PROBLEM DESCRIPTION
Work through the data and report how many lines include the string "components", giving the number alone.

SUPPLIED MATERIAL
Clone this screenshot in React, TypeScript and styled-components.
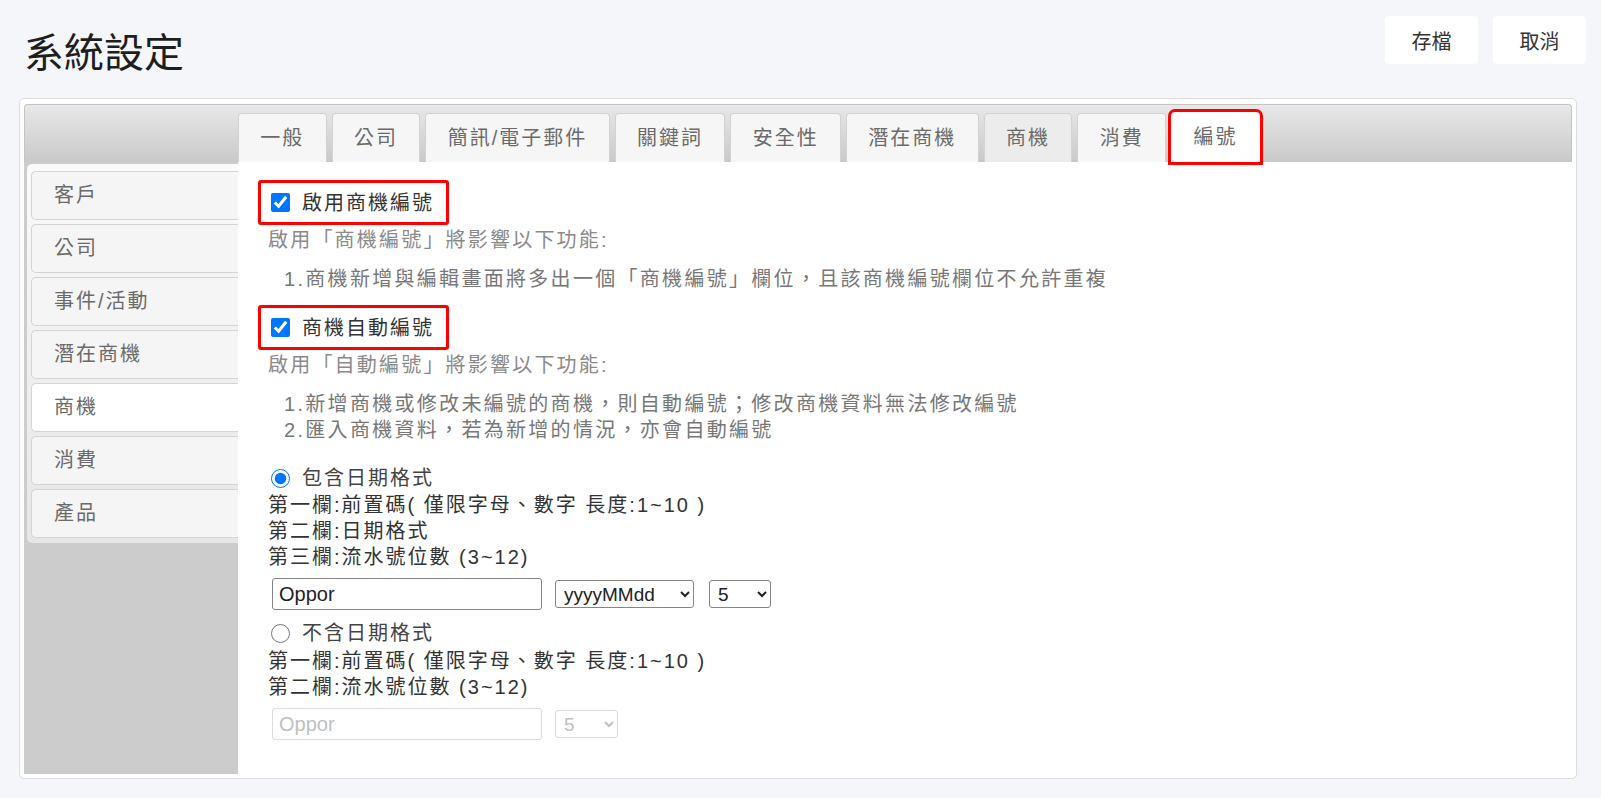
import React from 'react';
import styled, { createGlobalStyle } from 'styled-components';

const FONT = `"Liberation Sans", "Noto Sans CJK TC", sans-serif`;

const GlobalStyle = createGlobalStyle`
  html, body {
    margin: 0;
    padding: 0;
    background: #f5f6fa;
    font-family: ${FONT};
  }
`;

const TABS = ['一般', '公司', '簡訊/電子郵件', '關鍵詞', '安全性', '潛在商機', '商機', '消費', '編號'];
const NAV = ['客戶', '公司', '事件/活動', '潛在商機', '商機', '消費', '產品'];

const App: React.FC = () => {
  return (
    <Page>
      <GlobalStyle />
      <Header>
        <Title>系統設定</Title>
        <SpacingDiv />
        <HeaderButton>存檔</HeaderButton>
        <HeaderButton>取消</HeaderButton>
      </Header>

      <Panel>
        <TabBar>
          {TABS.map((t) => (
            <Tab key={t} $active={t === '編號'} $dim={t === '商機'}>
              {t}
            </Tab>
          ))}
        </TabBar>

        <Body>
          <SideColumn>
            <NavList>
              {NAV.map((n) => (
                <NavItem key={n} $active={n === '商機'}>
                  {n}
                </NavItem>
              ))}
            </NavList>
          </SideColumn>

          <Content>
            <MarkedLabel>
              <CheckBox type="checkbox" defaultChecked />
              啟用商機編號
            </MarkedLabel>
            <Hint>啟用「商機編號」將影響以下功能:</Hint>
            <NoteList>
              <Note>1.商機新增與編輯畫面將多出一個「商機編號」欄位，且該商機編號欄位不允許重複</Note>
            </NoteList>

            <MarkedLabel $gap>
              <CheckBox type="checkbox" defaultChecked />
              商機自動編號
            </MarkedLabel>
            <Hint>啟用「自動編號」將影響以下功能:</Hint>
            <NoteList>
              <Note>1.新增商機或修改未編號的商機，則自動編號；修改商機資料無法修改編號</Note>
              <Note>2.匯入商機資料，若為新增的情況，亦會自動編號</Note>
            </NoteList>

            <RadioRow $first>
              <Radio type="radio" name="fmt" defaultChecked />
              包含日期格式
            </RadioRow>
            <FormatLine>第一欄:前置碼( 僅限字母、數字 長度:1~10 )</FormatLine>
            <FormatLine>第二欄:日期格式</FormatLine>
            <FormatLine>第三欄:流水號位數 (3~12)</FormatLine>
            <FieldRow>
              <TextInput defaultValue="Oppor" />
              <Select defaultValue="yyyyMMdd" $width={139}>
                <option>yyyyMMdd</option>
                <option>yyyyMM</option>
                <option>yyyy</option>
              </Select>
              <Select defaultValue="5" $width={62} $gap>
                <option>3</option>
                <option>4</option>
                <option>5</option>
                <option>6</option>
              </Select>
            </FieldRow>

            <RadioRow>
              <Radio type="radio" name="fmt" />
              不含日期格式
            </RadioRow>
            <FormatLine>第一欄:前置碼( 僅限字母、數字 長度:1~10 )</FormatLine>
            <FormatLine>第二欄:流水號位數 (3~12)</FormatLine>
            <FieldRow>
              <TextInput defaultValue="Oppor" disabled />
              <Select defaultValue="5" $width={63} disabled>
                <option>5</option>
              </Select>
            </FieldRow>
          </Content>
        </Body>
      </Panel>
    </Page>
  );
};
export default App;

const Page = styled.div`
  padding: 16px 24px 20px 19px;
  color: #333;
`;

const Header = styled.div`
  display: flex;
  align-items: flex-start;
  margin-right: -9px;
`;

const Title = styled.h1`
  margin: 15px 0 0 5px;
  font-size: 40px;
  line-height: 44px;
  font-weight: 400;
  color: #1e1e1e;
`;

const SpacingDiv = styled.div`
  flex: 1;
`;

const HeaderButton = styled.button`
  height: 48px;
  width: 93px;
  margin-left: 15px;
  border: none;
  border-radius: 4px;
  background: #fff;
  font-family: ${FONT};
  font-size: 20px;
  color: #333;
`;

const Panel = styled.div`
  margin-top: 23px;
  border: 1px solid #dcdde0;
  border-radius: 5px;
  background: #fff;
  padding: 5px 4px 4px 4px;
`;

const TabBar = styled.div`
  display: flex;
  align-items: flex-end;
  gap: 5px;
  height: 57px;
  padding-left: 213px;
  border: 1px solid #c4c4c4;
  border-bottom: none;
  border-radius: 4px 4px 0 0;
  background: linear-gradient(#e8e8e8, #c9c9c9);
`;

const Tab = styled.div<{ $active?: boolean; $dim?: boolean }>`
  height: 48px;
  line-height: 48px;
  padding: 0 21.35px;
  border: 1px solid #d2d2d2;
  border-bottom: none;
  border-radius: 4px 4px 0 0;
  background: ${(p) => (p.$active ? '#fff' : p.$dim ? '#ececec' : '#f6f6f6')};
  font-size: 20px;
  letter-spacing: 2px;
  color: #6a6a6a;
  white-space: nowrap;
  ${(p) =>
    p.$active &&
    `
    outline: 3px solid #f00;
    outline-offset: 0;
    height: 49px;
    border-color: #fff;
  `}
`;

const Body = styled.div`
  display: flex;
`;

const SideColumn = styled.div`
  width: 214px;
  flex-shrink: 0;
  background: #cccccc;
`;

const NavList = styled.div`
  margin: 2px 0 0 3px;
  padding: 7px 0 1px 4px;
  border-radius: 5px 0 0 5px;
  background: linear-gradient(#fafafa, #e6e6e6);
`;

const NavItem = styled.div<{ $active?: boolean }>`
  height: 47px;
  line-height: 47px;
  margin-bottom: 4px;
  padding-left: 22px;
  border: 1px solid #d4d4d4;
  border-right: none;
  border-radius: 5px 0 0 5px;
  background: ${(p) => (p.$active ? '#fff' : '#f5f5f5')};
  font-size: 20px;
  letter-spacing: 2px;
  color: #6a6a6a;
`;

const Content = styled.div`
  flex: 1;
  padding: 18px 20px 34px 30px;
  font-size: 20px;
  letter-spacing: 2px;
  line-height: 26px;
`;

const MarkedLabel = styled.label<{ $gap?: boolean }>`
  display: inline-flex;
  align-items: center;
  gap: 12px;
  height: 39px;
  margin: ${(p) => (p.$gap ? '13px' : '0')} 0 0 -10px;
  padding: 0 12px 0 10px;
  border: 3px solid #f00;
  border-radius: 3px;
  color: #333;
`;

const CheckBox = styled.input`
  width: 19px;
  height: 19px;
  margin: 0;
  accent-color: #0075ff;
`;

const Hint = styled.div`
  margin-top: 2px;
  letter-spacing: 2.2px;
  color: #8a8a8a;
`;

const NoteList = styled.div`
  margin-top: 13px;
  padding-left: 16px;
  letter-spacing: 2.3px;
  color: #777;
`;

const Note = styled.div``;

const RadioRow = styled.label<{ $first?: boolean }>`
  display: flex;
  align-items: center;
  gap: 12px;
  height: ${(p) => (p.$first ? '28px' : '30px')};
  margin-top: ${(p) => (p.$first ? '21px' : '8px')};
  color: #444;
`;

const Radio = styled.input`
  width: 19px;
  height: 19px;
  margin: 0 0 0 3px;
  accent-color: #0075ff;
`;

const FormatLine = styled.div`
  color: #333;
`;

const FieldRow = styled.div`
  display: flex;
  align-items: center;
  gap: 13px;
  margin-top: 8px;
`;

const TextInput = styled.input`
  box-sizing: border-box;
  width: 270px;
  height: 32px;
  margin-left: 4px;
  padding: 0 6px;
  border: 1px solid #858585;
  border-radius: 3px;
  font-family: ${FONT};
  font-size: 20px;
  color: #222;
  &:disabled {
    border-color: #dcdcdc;
    color: #c0c0c0;
    background: #fff;
  }
`;

const Select = styled.select<{ $width: number; $gap?: boolean }>`
  box-sizing: border-box;
  width: ${(p) => p.$width}px;
  height: 28px;
  margin-left: ${(p) => (p.$gap ? '2px' : '0')};
  padding: 0 4px;
  border: 1px solid #858585;
  border-radius: 3px;
  background: #fff;
  font-family: ${FONT};
  font-size: 19px;
  color: #222;
  &:disabled {
    border-color: #dcdcdc;
    color: #c0c0c0;
    opacity: 1;
  }
`;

RESULT BELOW
2